Theoretical Design of Mono-Elemental Ferroelectricity with Tunable Spin Textures in Bilayer Tellurium

Abstract

2D Ferroelectricity with switchable electric polarization has drawn widespread attention in condensed matter physics due to its crucial applications in non-volatile memory and ferroelectric spin devices. Despite recent progress in 2D ferroelectric, achieving the mono-elemental ferroelectricity still remains a great challenge because most nonmetallic mono-elemental materials are stabilized in nonpolar crystal structures. In this work, we theoretically designed mono-elemental ferroelectricity with tunable and significant spin textures in bilayer tellurium (BL-Te). Comprehensive quantitative polarization calculations demonstrate that asymmetric stacking in BL-Te can generate out-of-plane (OOP) polarization with a magnitude of 0.78 pC/m. This polarization stems from distinguishing interlayer and intra-layer contributions.
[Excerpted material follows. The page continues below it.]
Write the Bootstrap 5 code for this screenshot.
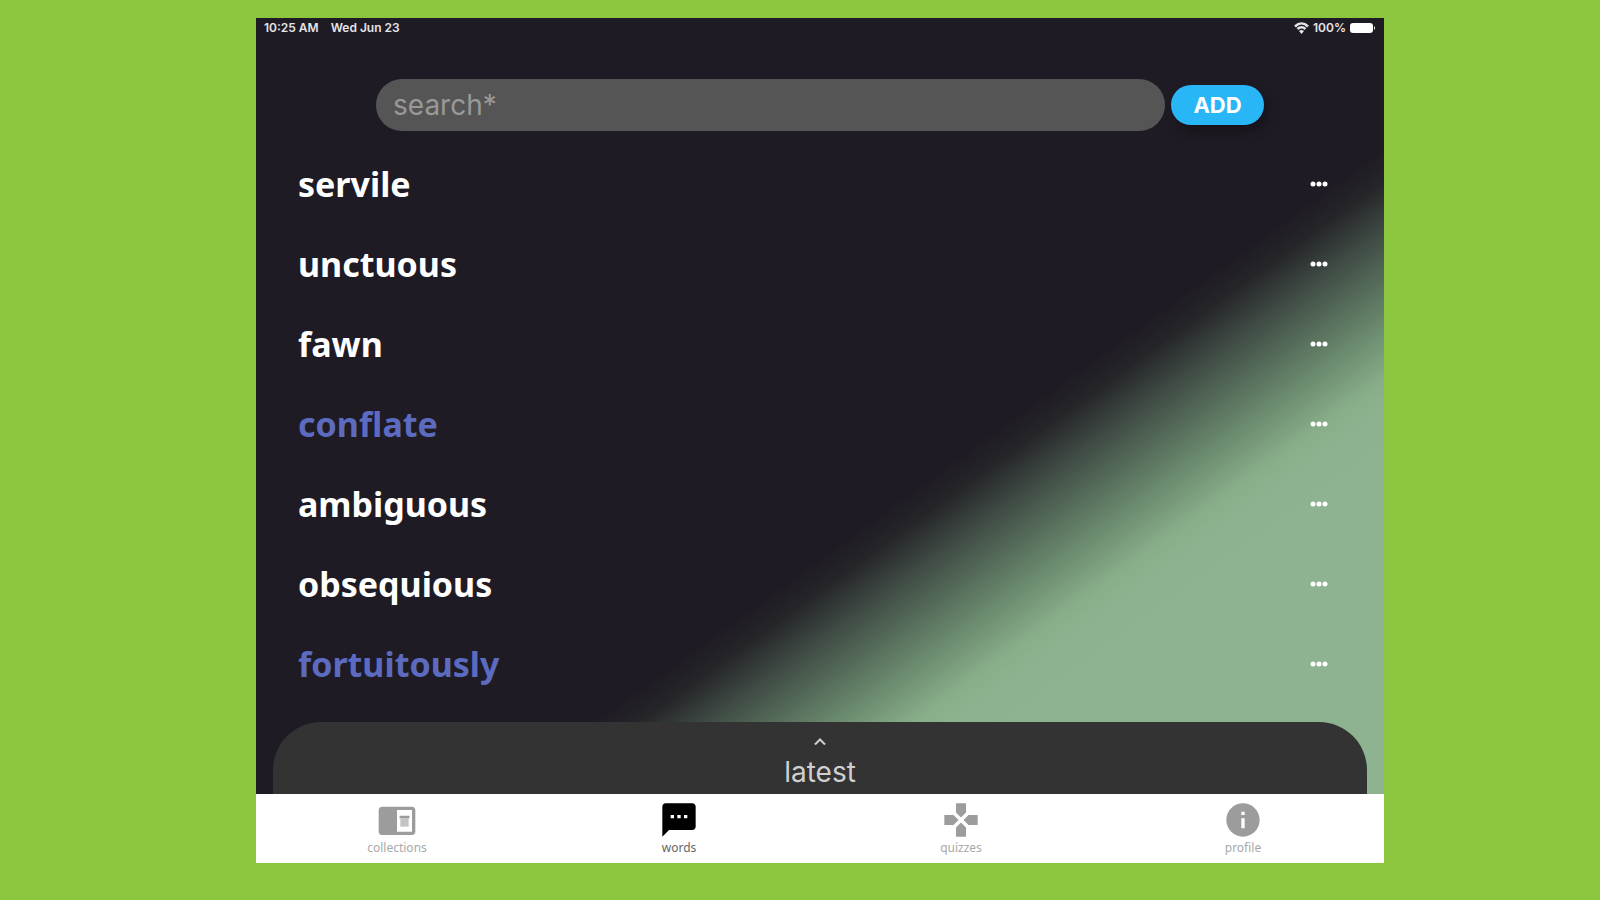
<!DOCTYPE html>
<html lang="en">
<head>
<meta charset="utf-8">
<meta name="viewport" content="width=device-width, initial-scale=1">
<title>Words</title>
<link rel="stylesheet" href="https://cdn.jsdelivr.net/npm/bootstrap@5.3.0/dist/css/bootstrap.min.css">
<script src="https://cdn.jsdelivr.net/npm/bootstrap@5.3.0/dist/js/bootstrap.bundle.min.js"></script>
<style>
  body { background: #8cc63e; font-family: Inter, "Liberation Sans", sans-serif; }
  .tablet {
    margin: 18px 13.5% 18px 16%;
    background: linear-gradient(144deg, #1f1b24 57%, #252529 59%, #3f4b44 62%, #66846a 67%, #88ae89 71%, #8cb28f 73%, #8db391 76%);
  }
  .status-bar { height: 20px; font-size: 12px; line-height: 20px; font-weight: 600; color: #e4e4e8; }
  .search-row { margin: 41px 120px 13px; gap: 6px; }
  .search-box, .search-box:focus {
    height: 52px; padding: 0 17px; font-size: 28px;
    background: #555; color: #fff; border: 0; box-shadow: none;
  }
  .search-box::placeholder { color: #999; opacity: 1; }
  .add-btn, .add-btn:hover {
    width: 93px; height: 40px; padding: 0; font-size: 22px; line-height: 40px; font-weight: 700;
    color: #fff; background: #29b6f6; border: 0; box-shadow: 4px 6px 10px #17131a;
  }
  .word-list { padding: 0 42px; margin-bottom: 18px; }
  .word-list li { height: 80px; }
  .word-link { font: 700 34px/40px "Noto Sans", sans-serif; color: #fff; }
  .word-link.learned { color: #5c6bc0; }
  .more-btn { padding: 10px 14px; border: 0; }
  .drawer {
    height: 72px; margin: 0 17px; padding-top: 16px; background: #333; color: #d0d0d0;
    border: 0; border-radius: 48px 48px 0 0; font-size: 28px; line-height: 40px;
  }
  .drawer svg { margin-bottom: 6px; }
  .tab-bar { height: 69px; }
  .tab-link { padding-top: 6px; font: 12px/16px "Noto Sans", sans-serif; color: #9c9c9c; }
  .tab-link.current { color: #000; }
  .tab-link span { color: #a8a8a8; }
  .tab-link.current span { color: #666; }
</style>
</head>
<body>
<main class="tablet d-flex flex-column">
  <div class="status-bar d-flex align-items-center justify-content-between px-2">
    <div class="d-flex gap-2"><span>10:25 AM</span><span class="ms-1">Wed Jun 23</span></div>
    <div class="d-flex align-items-center gap-1">
      <svg width="15" height="12" viewBox="0 0 15 12" fill="none" stroke="#e4e4e8" stroke-width="2.500" aria-hidden="true"><path d="M1 4.500C5 .5 10 .5 14 4.500M3.500 7C6 4.800 9 4.800 11.500 7"/><path d="M5 9L7.500 12 10 9Q7.500 7 5 9z" fill="#e4e4e8" stroke="none"/></svg>
      <span>100%</span>
      <svg width="26" height="12" viewBox="0 0 26 12" fill="#fff" aria-hidden="true"><rect y="1" width="23" height="10" rx="3"/><path d="M24 4q2 2 0 4z"/></svg>
    </div>
  </div>

  <form class="search-row d-flex align-items-center">
    <input class="search-box form-control rounded-pill" type="text" placeholder="search*" aria-label="search">
    <button class="add-btn btn rounded-pill flex-shrink-0" type="button">ADD</button>
  </form>

  <ul class="word-list list-unstyled">
    <li class="d-flex align-items-center justify-content-between"><a class="word-link text-decoration-none" href="#">servile</a><button class="more-btn btn d-flex" type="button" aria-label="More"><svg width="18" height="6" fill="#fff"><circle cx="3" cy="3" r="2.500"/><circle cx="9" cy="3" r="2.500"/><circle cx="15" cy="3" r="2.500"/></svg></button></li>
    <li class="d-flex align-items-center justify-content-between"><a class="word-link text-decoration-none" href="#">unctuous</a><button class="more-btn btn d-flex" type="button" aria-label="More"><svg width="18" height="6" fill="#fff"><circle cx="3" cy="3" r="2.500"/><circle cx="9" cy="3" r="2.500"/><circle cx="15" cy="3" r="2.500"/></svg></button></li>
    <li class="d-flex align-items-center justify-content-between"><a class="word-link text-decoration-none" href="#">fawn</a><button class="more-btn btn d-flex" type="button" aria-label="More"><svg width="18" height="6" fill="#fff"><circle cx="3" cy="3" r="2.500"/><circle cx="9" cy="3" r="2.500"/><circle cx="15" cy="3" r="2.500"/></svg></button></li>
    <li class="d-flex align-items-center justify-content-between"><a class="word-link learned text-decoration-none" href="#">conflate</a><button class="more-btn btn d-flex" type="button" aria-label="More"><svg width="18" height="6" fill="#fff"><circle cx="3" cy="3" r="2.500"/><circle cx="9" cy="3" r="2.500"/><circle cx="15" cy="3" r="2.500"/></svg></button></li>
    <li class="d-flex align-items-center justify-content-between"><a class="word-link text-decoration-none" href="#">ambiguous</a><button class="more-btn btn d-flex" type="button" aria-label="More"><svg width="18" height="6" fill="#fff"><circle cx="3" cy="3" r="2.500"/><circle cx="9" cy="3" r="2.500"/><circle cx="15" cy="3" r="2.500"/></svg></button></li>
    <li class="d-flex align-items-center justify-content-between"><a class="word-link text-decoration-none" href="#">obsequious</a><button class="more-btn btn d-flex" type="button" aria-label="More"><svg width="18" height="6" fill="#fff"><circle cx="3" cy="3" r="2.500"/><circle cx="9" cy="3" r="2.500"/><circle cx="15" cy="3" r="2.500"/></svg></button></li>
    <li class="d-flex align-items-center justify-content-between"><a class="word-link learned text-decoration-none" href="#">fortuitously</a><button class="more-btn btn d-flex" type="button" aria-label="More"><svg width="18" height="6" fill="#fff"><circle cx="3" cy="3" r="2.500"/><circle cx="9" cy="3" r="2.500"/><circle cx="15" cy="3" r="2.500"/></svg></button></li>
  </ul>

  <button class="drawer d-flex flex-column align-items-center" type="button">
    <svg class="flex-shrink-0" width="14" height="8" viewBox="0 0 14 8" fill="none" stroke="#d0d0d0" stroke-width="2" aria-hidden="true"><path d="M2 6.500L7 1.500 12 6.500"/></svg>
    <span>latest</span>
  </button>

  <nav class="tab-bar row g-0 bg-white">
    <a class="tab-link col d-flex flex-column align-items-center text-decoration-none" href="#">
      <svg width="40" height="40" viewBox="0 0 24 24" fill="currentColor" aria-hidden="true"><path d="M21 4H3c-1.100 0-2 .9-2 2v13c0 1.100.9 2 2 2h18c1.100 0 2-.9 2-2V6c0-1.100-.9-2-2-2zm0 15h-9V6h9v13zM13.500 9.500h6V11h-6z" fill-rule="evenodd"/><path d="M14 11h5v5h-5z" opacity=".6"/></svg>
      <span>collections</span>
    </a>
    <a class="tab-link current col d-flex flex-column align-items-center text-decoration-none" href="#">
      <svg width="40" height="40" viewBox="0 0 24 24" fill="currentColor" aria-hidden="true"><path d="M20 2H4c-1.100 0-1.990.9-1.990 2L2 22l4-4h14c1.100 0 2-.9 2-2V4c0-1.100-.9-2-2-2zM9 11H7V9h2v2zm4 0h-2V9h2v2zm4 0h-2V9h2v2z"/></svg>
      <span>words</span>
    </a>
    <a class="tab-link col d-flex flex-column align-items-center text-decoration-none" href="#">
      <svg width="40" height="40" viewBox="0 0 24 24" fill="currentColor" aria-hidden="true"><path d="M15 7.500V2H9v5.500l3 3 3-3zM7.500 9H2v6h5.500l3-3-3-3zM9 16.500V22h6v-5.500l-3-3-3 3zM16.500 9l-3 3 3 3H22V9h-5.500z"/></svg>
      <span>quizzes</span>
    </a>
    <a class="tab-link col d-flex flex-column align-items-center text-decoration-none" href="#">
      <svg width="40" height="40" viewBox="0 0 24 24" fill="currentColor" aria-hidden="true"><path d="M12 2C6.480 2 2 6.480 2 12s4.480 10 10 10 10-4.480 10-10S17.520 2 12 2zm1 15h-2v-6h2v6zm0-8h-2V7h2v2z"/></svg>
      <span>profile</span>
    </a>
  </nav>
</main>
</body>
</html>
Moreover, these stacked BL-Te, characterized by significant spin-orbit coupling, serve as an ideal platform for investigating both conventional spin polarization and layer-dependent/hidden spin polarization through ferroelectric reversion. Our work not only broaden the category of 2D mono-elemental ferroelectric but also offer a new platform for multifunctional nanodevices.